Exercise directions -> Gather all lines containing the string "components" and copy them out.

Provided data ->
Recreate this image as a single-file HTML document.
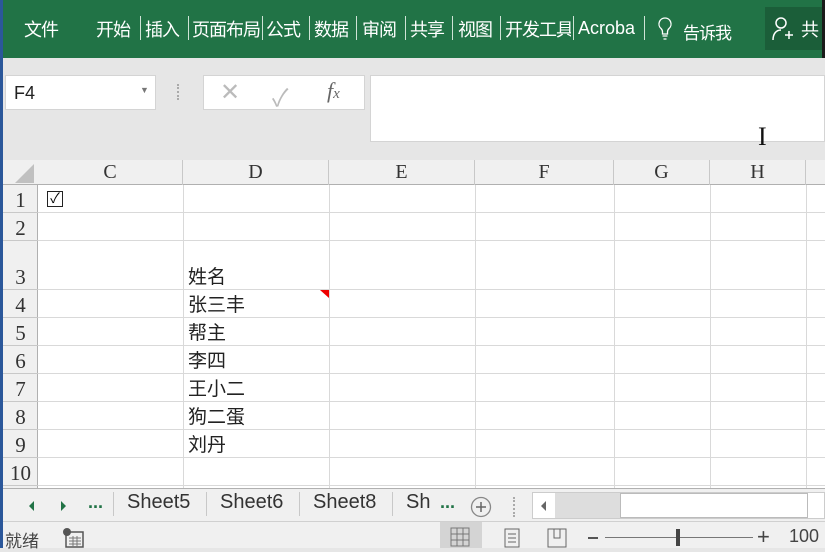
...
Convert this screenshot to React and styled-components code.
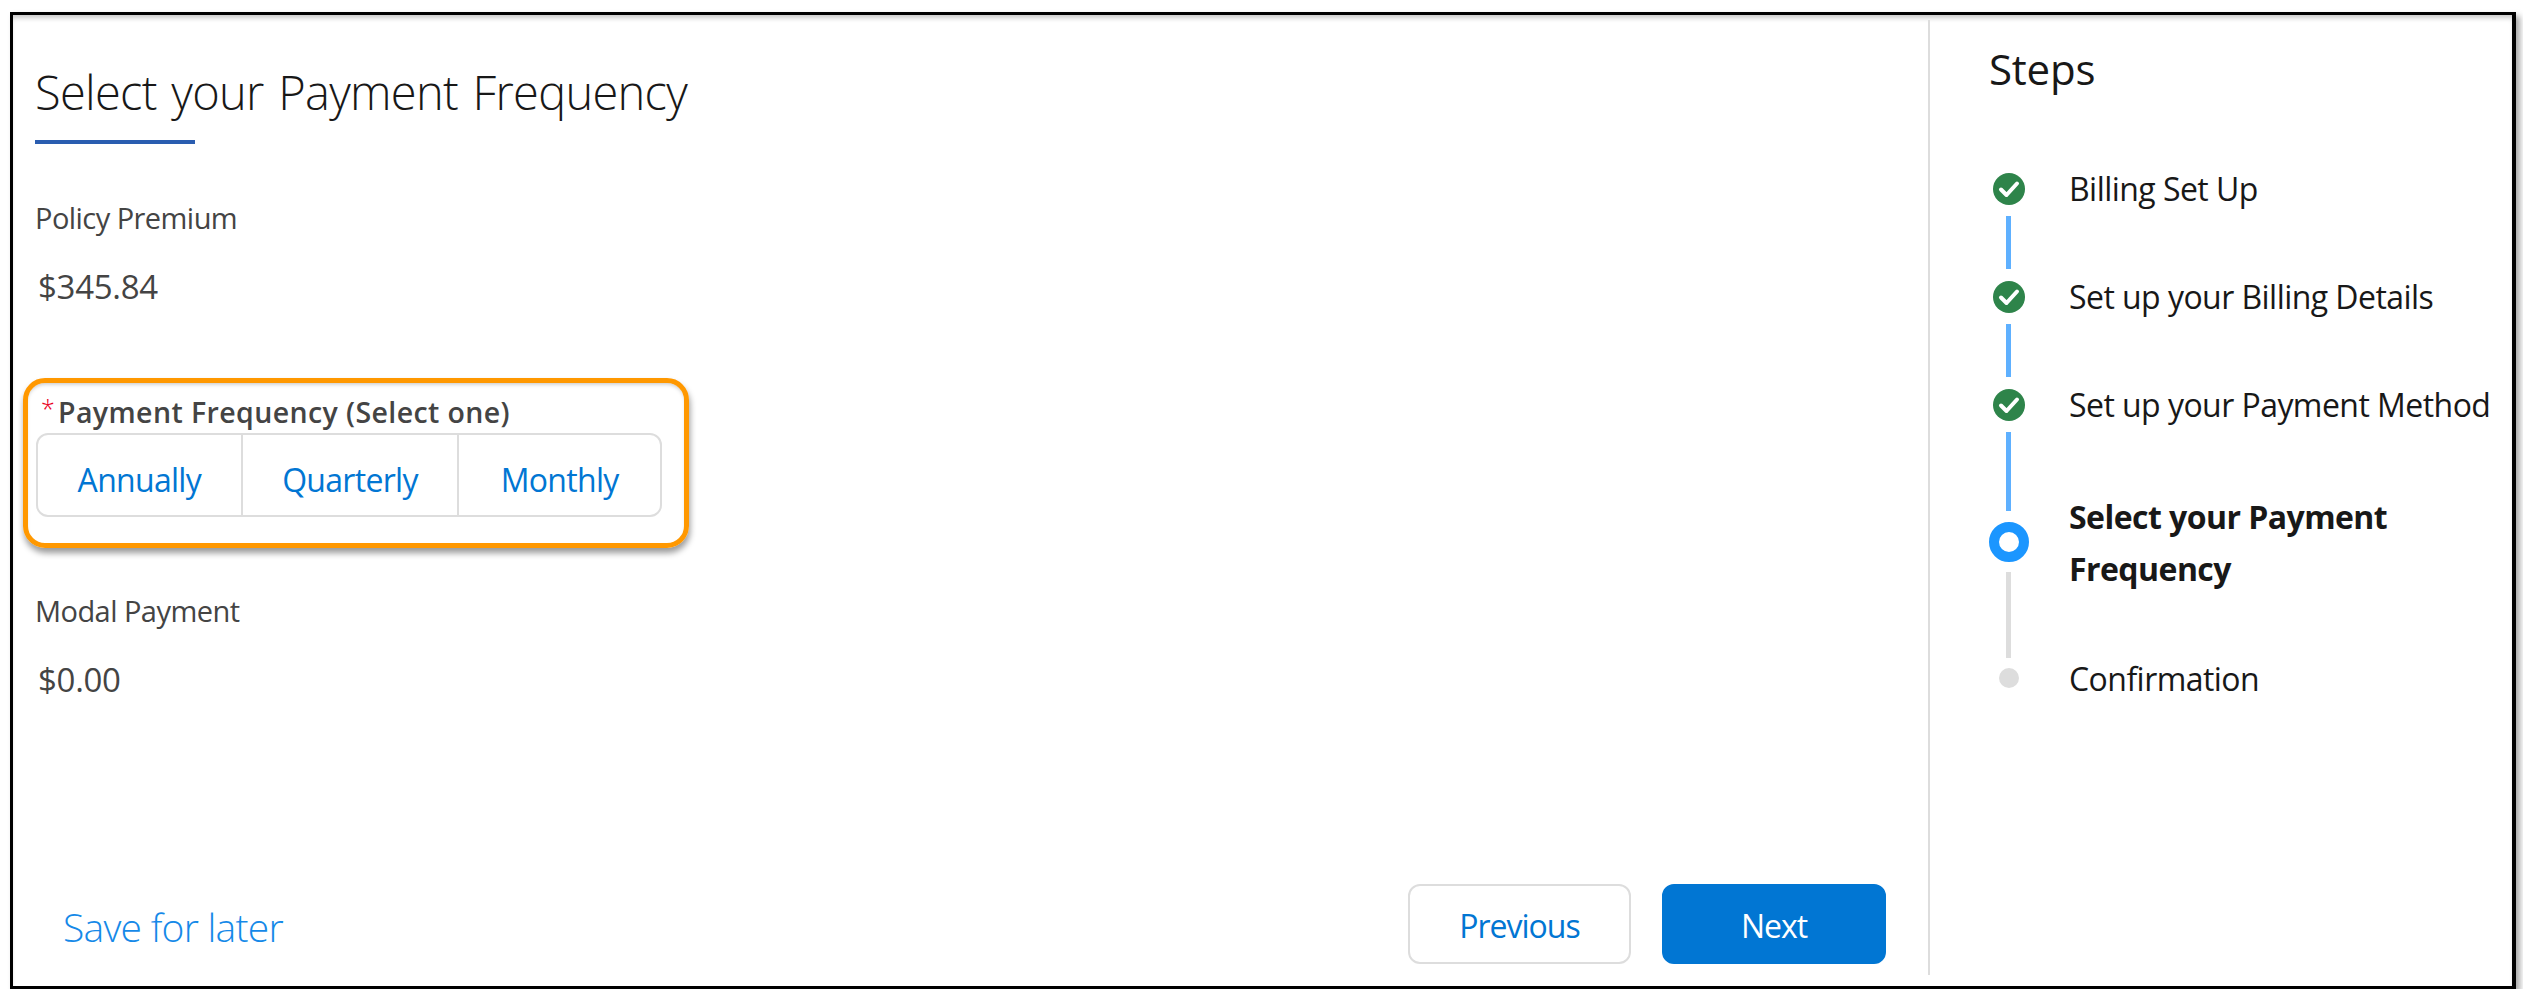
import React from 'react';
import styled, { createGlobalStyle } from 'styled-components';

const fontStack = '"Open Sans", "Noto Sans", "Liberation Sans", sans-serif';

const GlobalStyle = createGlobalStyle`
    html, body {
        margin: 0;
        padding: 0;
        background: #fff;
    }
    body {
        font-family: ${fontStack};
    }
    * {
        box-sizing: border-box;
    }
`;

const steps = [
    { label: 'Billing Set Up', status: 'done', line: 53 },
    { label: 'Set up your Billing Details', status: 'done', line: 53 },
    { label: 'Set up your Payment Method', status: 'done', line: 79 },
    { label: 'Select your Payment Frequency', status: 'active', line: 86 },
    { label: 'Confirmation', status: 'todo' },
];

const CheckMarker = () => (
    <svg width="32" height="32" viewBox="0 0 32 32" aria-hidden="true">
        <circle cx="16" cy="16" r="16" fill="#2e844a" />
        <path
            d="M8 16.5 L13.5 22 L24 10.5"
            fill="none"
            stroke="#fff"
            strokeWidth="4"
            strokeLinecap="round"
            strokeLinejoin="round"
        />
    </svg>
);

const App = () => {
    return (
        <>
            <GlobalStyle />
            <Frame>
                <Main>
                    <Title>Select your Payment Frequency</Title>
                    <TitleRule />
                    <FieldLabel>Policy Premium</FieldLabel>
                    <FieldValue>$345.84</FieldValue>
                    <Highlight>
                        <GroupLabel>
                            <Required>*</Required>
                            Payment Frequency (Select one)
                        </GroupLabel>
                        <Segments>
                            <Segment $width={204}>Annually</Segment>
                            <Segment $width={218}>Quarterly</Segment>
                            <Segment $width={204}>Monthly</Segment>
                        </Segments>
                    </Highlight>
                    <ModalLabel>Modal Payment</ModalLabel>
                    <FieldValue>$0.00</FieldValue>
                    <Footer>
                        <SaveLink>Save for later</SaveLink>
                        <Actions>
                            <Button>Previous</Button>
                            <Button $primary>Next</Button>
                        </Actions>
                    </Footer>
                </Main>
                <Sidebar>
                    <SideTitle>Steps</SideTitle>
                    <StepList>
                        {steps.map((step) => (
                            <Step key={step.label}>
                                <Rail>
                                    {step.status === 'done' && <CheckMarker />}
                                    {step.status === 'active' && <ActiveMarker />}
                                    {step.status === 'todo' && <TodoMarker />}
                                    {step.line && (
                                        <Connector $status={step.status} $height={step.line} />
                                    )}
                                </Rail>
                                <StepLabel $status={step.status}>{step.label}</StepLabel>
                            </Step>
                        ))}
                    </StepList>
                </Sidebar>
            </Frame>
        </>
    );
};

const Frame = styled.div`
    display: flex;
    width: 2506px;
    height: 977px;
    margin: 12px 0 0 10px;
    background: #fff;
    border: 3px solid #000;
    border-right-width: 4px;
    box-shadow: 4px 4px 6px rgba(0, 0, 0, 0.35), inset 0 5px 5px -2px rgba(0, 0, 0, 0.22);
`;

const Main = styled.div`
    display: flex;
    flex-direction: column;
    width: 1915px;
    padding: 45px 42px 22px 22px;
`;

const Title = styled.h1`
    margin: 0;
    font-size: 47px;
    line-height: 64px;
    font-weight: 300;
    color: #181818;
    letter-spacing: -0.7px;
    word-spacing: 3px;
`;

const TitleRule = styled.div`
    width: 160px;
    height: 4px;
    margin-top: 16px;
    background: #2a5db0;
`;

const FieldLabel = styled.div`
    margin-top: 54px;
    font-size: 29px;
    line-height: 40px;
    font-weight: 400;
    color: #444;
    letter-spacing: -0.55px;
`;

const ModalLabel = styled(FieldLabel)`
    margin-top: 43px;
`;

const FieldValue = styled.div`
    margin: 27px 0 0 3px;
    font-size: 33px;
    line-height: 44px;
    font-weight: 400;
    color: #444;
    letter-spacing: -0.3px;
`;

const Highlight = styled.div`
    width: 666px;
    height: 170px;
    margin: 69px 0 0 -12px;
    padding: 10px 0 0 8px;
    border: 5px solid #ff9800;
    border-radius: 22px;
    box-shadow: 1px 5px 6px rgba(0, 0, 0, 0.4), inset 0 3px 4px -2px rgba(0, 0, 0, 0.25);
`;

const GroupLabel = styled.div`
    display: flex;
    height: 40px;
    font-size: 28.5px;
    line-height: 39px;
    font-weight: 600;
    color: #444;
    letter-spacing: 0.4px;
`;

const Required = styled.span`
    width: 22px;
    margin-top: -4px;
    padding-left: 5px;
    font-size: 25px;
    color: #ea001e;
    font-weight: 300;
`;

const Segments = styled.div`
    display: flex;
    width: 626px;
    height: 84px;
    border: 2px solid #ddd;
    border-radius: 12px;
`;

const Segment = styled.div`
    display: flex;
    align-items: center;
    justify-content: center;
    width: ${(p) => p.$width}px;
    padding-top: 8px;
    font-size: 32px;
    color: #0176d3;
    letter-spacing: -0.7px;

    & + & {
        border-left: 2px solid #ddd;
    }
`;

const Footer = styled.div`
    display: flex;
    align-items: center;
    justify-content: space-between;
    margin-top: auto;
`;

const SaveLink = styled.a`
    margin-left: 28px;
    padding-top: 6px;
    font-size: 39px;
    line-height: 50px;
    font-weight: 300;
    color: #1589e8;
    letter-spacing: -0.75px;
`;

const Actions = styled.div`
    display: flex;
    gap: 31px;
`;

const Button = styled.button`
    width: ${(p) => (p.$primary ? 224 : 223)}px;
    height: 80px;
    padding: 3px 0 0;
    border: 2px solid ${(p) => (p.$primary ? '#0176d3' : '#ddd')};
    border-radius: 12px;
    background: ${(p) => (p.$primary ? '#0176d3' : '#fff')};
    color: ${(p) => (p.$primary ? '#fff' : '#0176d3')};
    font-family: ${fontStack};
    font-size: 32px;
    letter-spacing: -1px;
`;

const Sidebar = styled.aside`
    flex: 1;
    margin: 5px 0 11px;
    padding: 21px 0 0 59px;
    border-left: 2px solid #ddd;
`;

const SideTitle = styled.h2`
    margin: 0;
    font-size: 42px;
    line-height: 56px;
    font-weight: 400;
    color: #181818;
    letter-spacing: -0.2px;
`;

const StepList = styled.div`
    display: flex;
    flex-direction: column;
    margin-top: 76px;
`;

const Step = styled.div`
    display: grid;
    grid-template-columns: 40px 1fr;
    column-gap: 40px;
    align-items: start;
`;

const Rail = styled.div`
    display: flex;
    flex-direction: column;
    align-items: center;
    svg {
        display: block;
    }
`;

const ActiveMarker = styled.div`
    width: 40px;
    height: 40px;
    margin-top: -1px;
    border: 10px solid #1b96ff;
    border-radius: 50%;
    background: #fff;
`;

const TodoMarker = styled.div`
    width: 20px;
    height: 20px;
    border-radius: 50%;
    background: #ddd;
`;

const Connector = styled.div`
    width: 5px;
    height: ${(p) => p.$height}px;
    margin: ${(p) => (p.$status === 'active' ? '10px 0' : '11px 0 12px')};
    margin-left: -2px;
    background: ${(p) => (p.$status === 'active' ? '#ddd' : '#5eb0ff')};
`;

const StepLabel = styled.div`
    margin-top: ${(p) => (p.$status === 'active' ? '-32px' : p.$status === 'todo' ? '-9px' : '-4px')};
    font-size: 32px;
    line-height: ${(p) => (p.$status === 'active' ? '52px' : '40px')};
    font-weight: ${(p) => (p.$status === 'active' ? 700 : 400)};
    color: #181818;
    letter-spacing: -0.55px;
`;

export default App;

Exercise solution ->
Convert this screenshot to React and styled-components code.
import styled, { createGlobalStyle } from 'styled-components';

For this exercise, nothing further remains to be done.